> _Exercise aim_
Give the data below again exactly as it stands. Omit the pictures.

> _Source excerpt_
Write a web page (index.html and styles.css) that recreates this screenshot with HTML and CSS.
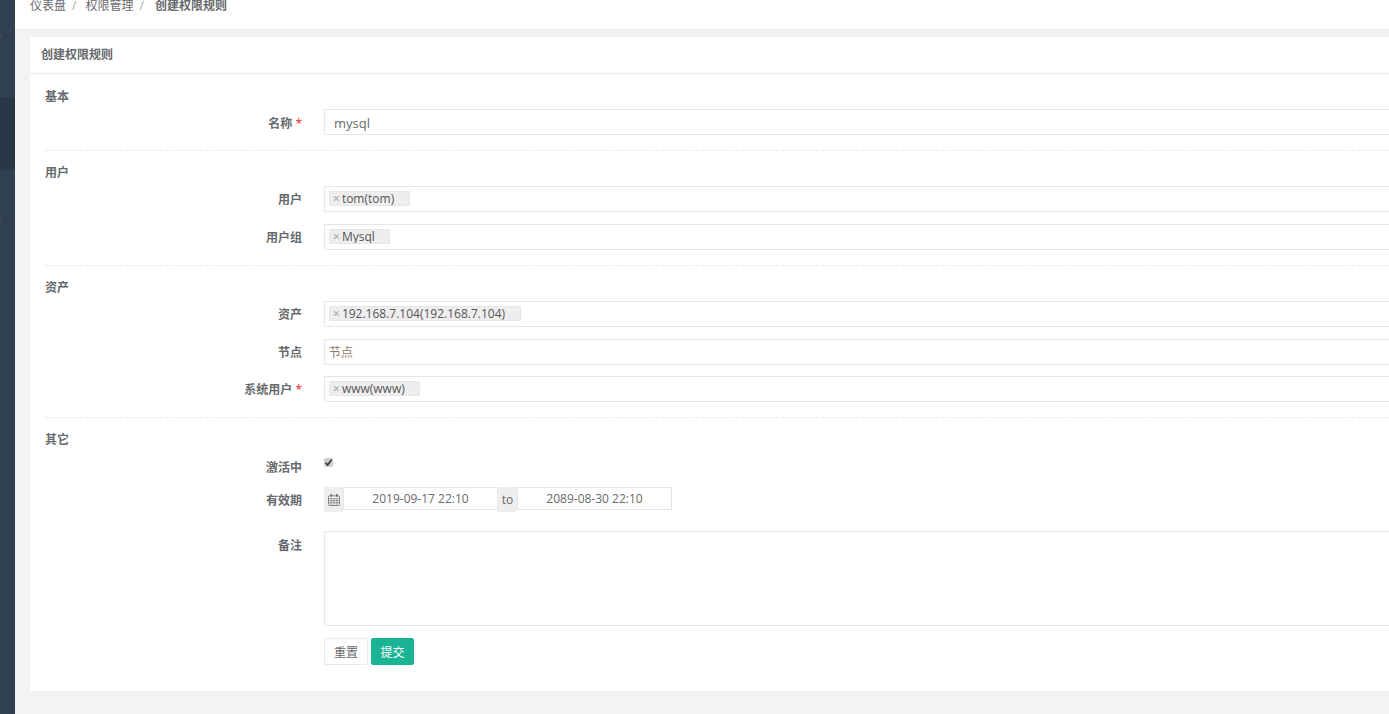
FILE: index.html
```html
<!DOCTYPE html>
<html lang="zh">
<head>
<meta charset="utf-8">
<title>创建权限规则</title>
<link rel="stylesheet" href="styles.css">
</head>
<body>
<div class="app">
  <aside class="sidebar">
    <div class="side-top"><i class="mark m1"></i><i class="mark m2"></i></div>
    <div class="side-active"></div>
    <div class="side-bottom"><i class="mark m3"></i><i class="mark m4"></i></div>
  </aside>
  <main class="main">
    <nav class="crumbs">
      <span class="crumb">仪表盘</span><span class="sep">/</span>
      <span class="crumb">权限管理</span><span class="sep">/</span>
      <strong class="crumb-current">创建权限规则</strong>
    </nav>
    <section class="card">
      <h5 class="card-title">创建权限规则</h5>
      <form class="form">
        <h3 class="group">基本</h3>
        <div class="row r-name"><label class="lbl">名称 <em>*</em></label><div class="field text-field">mysql</div></div>
        <div class="dash"></div>

        <h3 class="group">用户</h3>
        <div class="row r-a"><label class="lbl">用户</label><div class="field"><span class="tag t-tom"><b>×</b>tom(tom)</span></div></div>
        <div class="row r-b"><label class="lbl">用户组</label><div class="field"><span class="tag t-mysql"><b>×</b>Mysql</span></div></div>
        <div class="dash"></div>

        <h3 class="group">资产</h3>
        <div class="row r-a"><label class="lbl">资产</label><div class="field"><span class="tag t-ip"><b>×</b>192.168.7.104(192.168.7.104)</span></div></div>
        <div class="row r-b"><label class="lbl">节点</label><div class="field placeholder">节点</div></div>
        <div class="row r-c"><label class="lbl">系统用户 <em>*</em></label><div class="field"><span class="tag t-www"><b>×</b>www(www)</span></div></div>
        <div class="dash"></div>

        <h3 class="group">其它</h3>
        <div class="row r-check"><label class="lbl">激活中</label><span class="check"><svg viewBox="0 0 9 9" width="9" height="9"><path d="M1.6 4.8 3.6 7 7.6 1.8" fill="none" stroke="#333" stroke-width="1.6"/></svg></span></div>
        <div class="row r-date"><label class="lbl">有效期</label>
          <div class="daterange">
            <span class="addon"><svg viewBox="0 1 13 13" width="12" height="12"><path d="M1.5 3h10a1 1 0 0 1 1 1v8.500a1 1 0 0 1-1 1h-10a1 1 0 0 1-1-1V4a1 1 0 0 1 1-1z" fill="#f4f4f4" stroke="#77797b"/><path d="M1 6h11M1 8.300h11M1 10.600h11M3.500 6v7M6.500 6v7M9.500 6v7" fill="none" stroke="#8a8c8e" stroke-width=".9"/><path d="M3.500 1v3M9.500 1v3" stroke="#676a6c" stroke-width="1.600"/></svg></span>
            <span class="date">2019-09-17 22:10</span>
            <span class="addon">to</span>
            <span class="date">2089-08-30 22:10</span>
          </div>
        </div>
        <div class="row r-note"><label class="lbl">备注</label><div class="field area"></div></div>
        <div class="actions">
          <button type="button" class="btn">重置</button>
          <button type="button" class="btn primary">提交</button>
        </div>
      </form>
    </section>
  </main>
</div>
</body>
</html>
```
FILE: styles.css
```css
* { box-sizing: border-box; }
html, body { margin: 0; height: 100%; overflow: hidden; }
body {
  font-family: "Open Sans", "Noto Sans CJK SC", sans-serif;
  font-size: 13px;
  color: #676a6c;
  background: #f3f3f4;
}
.app { display: flex; height: 714px; width: 1389px; overflow: hidden; }
.sidebar {
  flex: 0 0 15px;
  display: flex;
  flex-direction: column;
  background: #2f4050;
}
.side-top { height: 97px; position: relative; }
.side-active { height: 73px; background: #293846; }
.side-bottom { flex: 1; position: relative; }
.mark { position: absolute; left: 0; width: 1px; height: 3px; background: #5a4358; }
.m1 { top: 34px; }
.m2 { top: 71px; }
.m3 { top: 13px; }
.m4 { top: 50px; }
.main { flex: 1; min-width: 0; }
.crumbs {
  height: 30px;
  background: #fff;
  border-bottom: 1px solid #e7eaec;
  padding: 0 0 0 15px;
  line-height: 11px;
  font-size: 12px;
  white-space: nowrap;
  color: #676a6c;
}
.sep { color: #aaa; padding: 0 6px; }
.crumb-current { font-weight: 700; margin-left: 2px; }
.card {
  margin: 7px 0 0 15px;
  width: 1500px;
  height: 654px;
  background: #fff;
}
.card-title {
  margin: 0;
  height: 37px;
  padding: 11px 0 0 11px;
  font-size: 12px;
  line-height: 14px;
  font-weight: 600;
  border-bottom: 1px solid #e7eaec;
}
.form { padding: 0 0 0 15px; }
.group {
  margin: 0;
  padding-top: 15px;
  height: 35px;
  line-height: 16px;
  font-size: 12px;
  font-weight: 700;
  color: #676a6c;
}
.dash + .group { padding-top: 14px; }
.row { display: flex; align-items: flex-start; }
.lbl {
  flex: 0 0 257px;
  height: 26px;
  text-align: right;
  font-size: 12px;
  font-weight: 700;
  line-height: 28px;
}
.lbl em { color: #ed1c24; font-style: normal; font-weight: 400; }
.r-name .lbl { line-height: 30px; }
.field {
  flex: 0 0 1200px;
  margin-left: 22px;
  height: 26px;
  background: #fff;
  border: 1px solid #e5e6e7;
  border-radius: 1px;
  padding: 4px 0 0 4px;
}
.text-field { padding: 0 0 0 9px; line-height: 26px; }
.placeholder { padding: 0 0 0 4px; line-height: 26px; color: #8a7a6a; font-size: 12px; }
.tag {
  display: block;
  height: 15px;
  line-height: 14px;
  background: #eee;
  border: 1px solid #e6e6e6;
  border-radius: 1px;
  font-size: 12px;
  color: #555;
  padding-left: 3px;
  white-space: nowrap;
  overflow: hidden;
}
.tag b { font-weight: 400; color: #999; margin-right: 2px; }
.t-tom { width: 81px; }
.t-mysql { width: 61px; }
.t-ip { width: 192px; }
.t-www { width: 91px; }
.r-b { margin-top: 12px; }
.r-c { margin-top: 11px; }
.dash { height: 1px; border-top: 1px dashed #e7eaec; margin-top: 15px; }
.r-check { height: 34px; padding-top: 6px; }
.r-check .lbl { line-height: 16px; position: relative; top: 1px; height: 16px; }
.check {
  margin: -1px 0 0 22px;
  width: 9px;
  height: 9px;
  background: #ccc;
  border-radius: 2px;
  display: block;
  line-height: 0;
}
.r-date { height: 44px; }
.daterange { display: flex; margin-left: 22px; height: 23px; }
.addon {
  display: flex;
  align-items: center;
  justify-content: center;
  flex: 0 0 19px;
  background: #eee;
  height: 25px;
  font-size: 12px;
}
.date {
  height: 23px;
  width: 155px;
  border: 1px solid #e5e6e7;
  background: #fff;
  text-align: center;
  line-height: 21px;
  font-size: 12px;
}
.r-note .lbl { line-height: 30px; }
.area { height: 95px; padding: 0; }
.actions { display: flex; gap: 3px; margin: 12px 0 0 279px; }
.btn {
  height: 27px;
  width: 44px;
  padding: 0;
  font: 400 12px "Open Sans", "Noto Sans CJK SC", sans-serif;
  color: #676a6c;
  background: #fff;
  border: 1px solid #e7eaec;
  border-radius: 2px;
}
.btn.primary { width: 43px; background: #1ab394; border-color: #1ab394; color: #fff; }
```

> _Task output_
Write a web page (index.html and styles.css) that recreates this screenshot with HTML and CSS.
FILE: index.html
```html
<!DOCTYPE html>
<html lang="zh">
<head>
<meta charset="utf-8">
<title>创建权限规则</title>
<link rel="stylesheet" href="styles.css">
</head>
<body>
<div class="app">
  <aside class="sidebar">
    <div class="side-top"><i class="mark m1"></i><i class="mark m2"></i></div>
    <div class="side-active"></div>
    <div class="side-bottom"><i class="mark m3"></i><i class="mark m4"></i></div>
  </aside>
  <main class="main">
    <nav class="crumbs">
      <span class="crumb">仪表盘</span><span class="sep">/</span>
      <span class="crumb">权限管理</span><span class="sep">/</span>
      <strong class="crumb-current">创建权限规则</strong>
    </nav>
    <section class="card">
      <h5 class="card-title">创建权限规则</h5>
      <form class="form">
        <h3 class="group">基本</h3>
        <div class="row r-name"><label class="lbl">名称 <em>*</em></label><div class="field text-field">mysql</div></div>
        <div class="dash"></div>

        <h3 class="group">用户</h3>
        <div class="row r-a"><label class="lbl">用户</label><div class="field"><span class="tag t-tom"><b>×</b>tom(tom)</span></div></div>
        <div class="row r-b"><label class="lbl">用户组</label><div class="field"><span class="tag t-mysql"><b>×</b>Mysql</span></div></div>
        <div class="dash"></div>

        <h3 class="group">资产</h3>
        <div class="row r-a"><label class="lbl">资产</label><div class="field"><span class="tag t-ip"><b>×</b>192.168.7.104(192.168.7.104)</span></div></div>
        <div class="row r-b"><label class="lbl">节点</label><div class="field placeholder">节点</div></div>
        <div class="row r-c"><label class="lbl">系统用户 <em>*</em></label><div class="field"><span class="tag t-www"><b>×</b>www(www)</span></div></div>
        <div class="dash"></div>

        <h3 class="group">其它</h3>
        <div class="row r-check"><label class="lbl">激活中</label><span class="check"><svg viewBox="0 0 9 9" width="9" height="9"><path d="M1.6 4.8 3.6 7 7.6 1.8" fill="none" stroke="#333" stroke-width="1.6"/></svg></span></div>
        <div class="row r-date"><label class="lbl">有效期</label>
          <div class="daterange">
            <span class="addon"><svg viewBox="0 1 13 13" width="12" height="12"><path d="M1.5 3h10a1 1 0 0 1 1 1v8.500a1 1 0 0 1-1 1h-10a1 1 0 0 1-1-1V4a1 1 0 0 1 1-1z" fill="#f4f4f4" stroke="#77797b"/><path d="M1 6h11M1 8.300h11M1 10.600h11M3.500 6v7M6.500 6v7M9.500 6v7" fill="none" stroke="#8a8c8e" stroke-width=".9"/><path d="M3.500 1v3M9.500 1v3" stroke="#676a6c" stroke-width="1.600"/></svg></span>
            <span class="date">2019-09-17 22:10</span>
            <span class="addon">to</span>
            <span class="date">2089-08-30 22:10</span>
          </div>
        </div>
        <div class="row r-note"><label class="lbl">备注</label><div class="field area"></div></div>
        <div class="actions">
          <button type="button" class="btn">重置</button>
          <button type="button" class="btn primary">提交</button>
        </div>
      </form>
    </section>
  </main>
</div>
</body>
</html>
```
FILE: styles.css
```css
* { box-sizing: border-box; }
html, body { margin: 0; height: 100%; overflow: hidden; }
body {
  font-family: "Open Sans", "Noto Sans CJK SC", sans-serif;
  font-size: 13px;
  color: #676a6c;
  background: #f3f3f4;
}
.app { display: flex; height: 714px; width: 1389px; overflow: hidden; }
.sidebar {
  flex: 0 0 15px;
  display: flex;
  flex-direction: column;
  background: #2f4050;
}
.side-top { height: 97px; position: relative; }
.side-active { height: 73px; background: #293846; }
.side-bottom { flex: 1; position: relative; }
.mark { position: absolute; left: 0; width: 1px; height: 3px; background: #5a4358; }
.m1 { top: 34px; }
.m2 { top: 71px; }
.m3 { top: 13px; }
.m4 { top: 50px; }
.main { flex: 1; min-width: 0; }
.crumbs {
  height: 30px;
  background: #fff;
  border-bottom: 1px solid #e7eaec;
  padding: 0 0 0 15px;
  line-height: 11px;
  font-size: 12px;
  white-space: nowrap;
  color: #676a6c;
}
.sep { color: #aaa; padding: 0 6px; }
.crumb-current { font-weight: 700; margin-left: 2px; }
.card {
  margin: 7px 0 0 15px;
  width: 1500px;
  height: 654px;
  background: #fff;
}
.card-title {
  margin: 0;
  height: 37px;
  padding: 11px 0 0 11px;
  font-size: 12px;
  line-height: 14px;
  font-weight: 600;
  border-bottom: 1px solid #e7eaec;
}
.form { padding: 0 0 0 15px; }
.group {
  margin: 0;
  padding-top: 15px;
  height: 35px;
  line-height: 16px;
  font-size: 12px;
  font-weight: 700;
  color: #676a6c;
}
.dash + .group { padding-top: 14px; }
.row { display: flex; align-items: flex-start; }
.lbl {
  flex: 0 0 257px;
  height: 26px;
  text-align: right;
  font-size: 12px;
  font-weight: 700;
  line-height: 28px;
}
.lbl em { color: #ed1c24; font-style: normal; font-weight: 400; }
.r-name .lbl { line-height: 30px; }
.field {
  flex: 0 0 1200px;
  margin-left: 22px;
  height: 26px;
  background: #fff;
  border: 1px solid #e5e6e7;
  border-radius: 1px;
  padding: 4px 0 0 4px;
}
.text-field { padding: 0 0 0 9px; line-height: 26px; }
.placeholder { padding: 0 0 0 4px; line-height: 26px; color: #8a7a6a; font-size: 12px; }
.tag {
  display: block;
  height: 15px;
  line-height: 14px;
  background: #eee;
  border: 1px solid #e6e6e6;
  border-radius: 1px;
  font-size: 12px;
  color: #555;
  padding-left: 3px;
  white-space: nowrap;
  overflow: hidden;
}
.tag b { font-weight: 400; color: #999; margin-right: 2px; }
.t-tom { width: 81px; }
.t-mysql { width: 61px; }
.t-ip { width: 192px; }
.t-www { width: 91px; }
.r-b { margin-top: 12px; }
.r-c { margin-top: 11px; }
.dash { height: 1px; border-top: 1px dashed #e7eaec; margin-top: 15px; }
.r-check { height: 34px; padding-top: 6px; }
.r-check .lbl { line-height: 16px; position: relative; top: 1px; height: 16px; }
.check {
  margin: -1px 0 0 22px;
  width: 9px;
  height: 9px;
  background: #ccc;
  border-radius: 2px;
  display: block;
  line-height: 0;
}
.r-date { height: 44px; }
.daterange { display: flex; margin-left: 22px; height: 23px; }
.addon {
  display: flex;
  align-items: center;
  justify-content: center;
  flex: 0 0 19px;
  background: #eee;
  height: 25px;
  font-size: 12px;
}
.date {
  height: 23px;
  width: 155px;
  border: 1px solid #e5e6e7;
  background: #fff;
  text-align: center;
  line-height: 21px;
  font-size: 12px;
}
.r-note .lbl { line-height: 30px; }
.area { height: 95px; padding: 0; }
.actions { display: flex; gap: 3px; margin: 12px 0 0 279px; }
.btn {
  height: 27px;
  width: 44px;
  padding: 0;
  font: 400 12px "Open Sans", "Noto Sans CJK SC", sans-serif;
  color: #676a6c;
  background: #fff;
  border: 1px solid #e7eaec;
  border-radius: 2px;
}
.btn.primary { width: 43px; background: #1ab394; border-color: #1ab394; color: #fff; }
```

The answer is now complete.